A SECOND British soldier has died in action in the Gulf. The man, from the 1st Battalion of the Black Watch, was killed during an operation last night near Al Zubayr, south west of Basra.

The news came as American air forces were today pounding Iraq's Republican Guard south of Baghdad as their ground troops closed in on the capital.

Reports claimed Saddam Hussein had authorised the use of chemical weapons if other defences failed before Baghdad.

Also the first British soldier killed in action in the Gulf was named today as Sergeant Steven Mark Roberts, 33, of the 2nd Royal Tank Regiment, who was shot at Al Zubayr near Basra on Sunday and died yesterday. He was married with a child and from Bradford.

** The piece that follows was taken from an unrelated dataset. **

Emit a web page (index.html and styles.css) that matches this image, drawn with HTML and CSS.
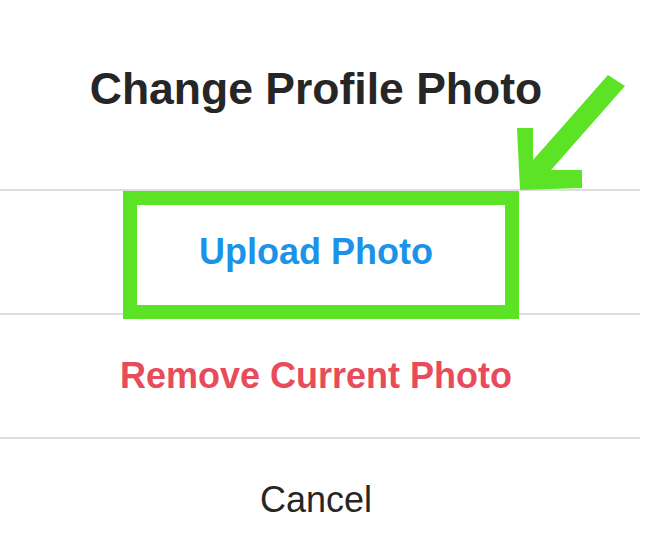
FILE: index.html
```html
<!DOCTYPE html>
<html lang="en">
<head>
<meta charset="utf-8">
<title>Change Profile Photo</title>
<link rel="stylesheet" href="styles.css">
</head>
<body>
<div class="dialog">
  <div class="dialog-header">
    <h1 class="dialog-title">Change Profile Photo</h1>
  </div>
  <button class="dialog-row row-upload" type="button">Upload Photo</button>
  <button class="dialog-row row-remove" type="button">Remove Current Photo</button>
  <button class="dialog-row row-cancel" type="button">Cancel</button>

  <div class="highlight-box"></div>
  <svg class="highlight-arrow" width="650" height="556" viewBox="0 0 650 556" aria-hidden="true">
    <polygon points="520,190 517,128 533,128 533,160 608,75 625,86 551,170 582,170 582,188" fill="#5ce326"/>
  </svg>
</div>
</body>
</html>
```

FILE: styles.css
```css
* { box-sizing: border-box; }

html, body {
  margin: 0;
  padding: 0;
  background: #ffffff;
}

.dialog {
  position: relative;
  width: 650px;
  height: 556px;
  overflow: hidden;
  background: #ffffff;
  font-family: "Liberation Sans", Arial, sans-serif;
  display: flex;
  flex-direction: column;
}

.dialog-header {
  flex: 0 0 189px;
  height: 189px;
  width: 640px;
  display: flex;
  align-items: center;
  justify-content: center;
  padding: 0 8px 12px 0;
}

.dialog-title {
  margin: 0;
  font-size: 44.5px;
  font-weight: 700;
  color: #262626;
  letter-spacing: 0;
}

.dialog-row {
  flex: 0 0 124px;
  height: 124px;
  width: 640px;
  margin: 0;
  padding: 0 8px 0 0;
  border: 0;
  border-top: 2px solid #dedede;
  background: #ffffff;
  font-family: "Liberation Sans", Arial, sans-serif;
  font-size: 36px;
  display: flex;
  align-items: center;
  justify-content: center;
}

.row-upload {
  color: #1b93e8;
  font-weight: 700;
}

.row-remove {
  color: #e84b5a;
  font-weight: 700;
}

.row-cancel {
  color: #262626;
  font-weight: 400;
}

.highlight-box {
  position: absolute;
  left: 123px;
  top: 191px;
  width: 396px;
  height: 128px;
  border: 14px solid #5ce326;
}

.highlight-arrow {
  position: absolute;
  left: 0;
  top: 0;
}
```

The air attack on Saddam's elite troops was being carried out by Apache helicopters flying constant sorties, while giant B52 bombers were also hammering their positions.

American press reports say intelligence sources are suggesting that Saddam Hussein has given the go-ahead for chemical weapons to be used if the Republican Guards are unable to hold their attackers off by other means.

The US aircraft were said to be targeting the Republican Guard's Medina Division, one of two guards' divisions believed to be standing between Baghdad and the rapidly approaching US forces.

The likely clash with the Medina Division was highlighted by Tony Blair in the House of Commons yesterday . "This will plainly be a crucial moment," he said.

American officials say Mr Blair is due to meet President George W Bush in the United States tomorrow (wed) for talks about the war's progress.

Although US commander General Tommy Franks said his forces had made rapid progress, with US marines only 60 miles from Baghdad earlier today, there are still concerns about pockets of resistance being met in the south of Iraq, with ten US troops having been killed in fighting around Nasiriyah.

There are also fears that British troops may have to engage in street fighting in Iraq's second city of Basra, particularly if humanitarian aid is to be brought into the area quickly to avoid a potential human catastrophe there.

British military sources said they hoped the first aid shipment to Iraq would arrive within the next two days American opinion was again outraged when more captured US servicemen - in this case the two-man crew of a downed Apache helicopter - were shown on Iraqi television.

Kurds in northern Iraq are said to have fled their homes to take refuge in caves, fearing the use of chemical weapons against them.

Meanwhile President Bush is set to ask Congress for $75 billion (£47 billion) to pay for the war and other security measures.

Public support for the conflict is said to be growing in Britain, but 21 Arab countries have condemned the invasion, and senior Labour Party members are set to discuss a motion questioning its legality.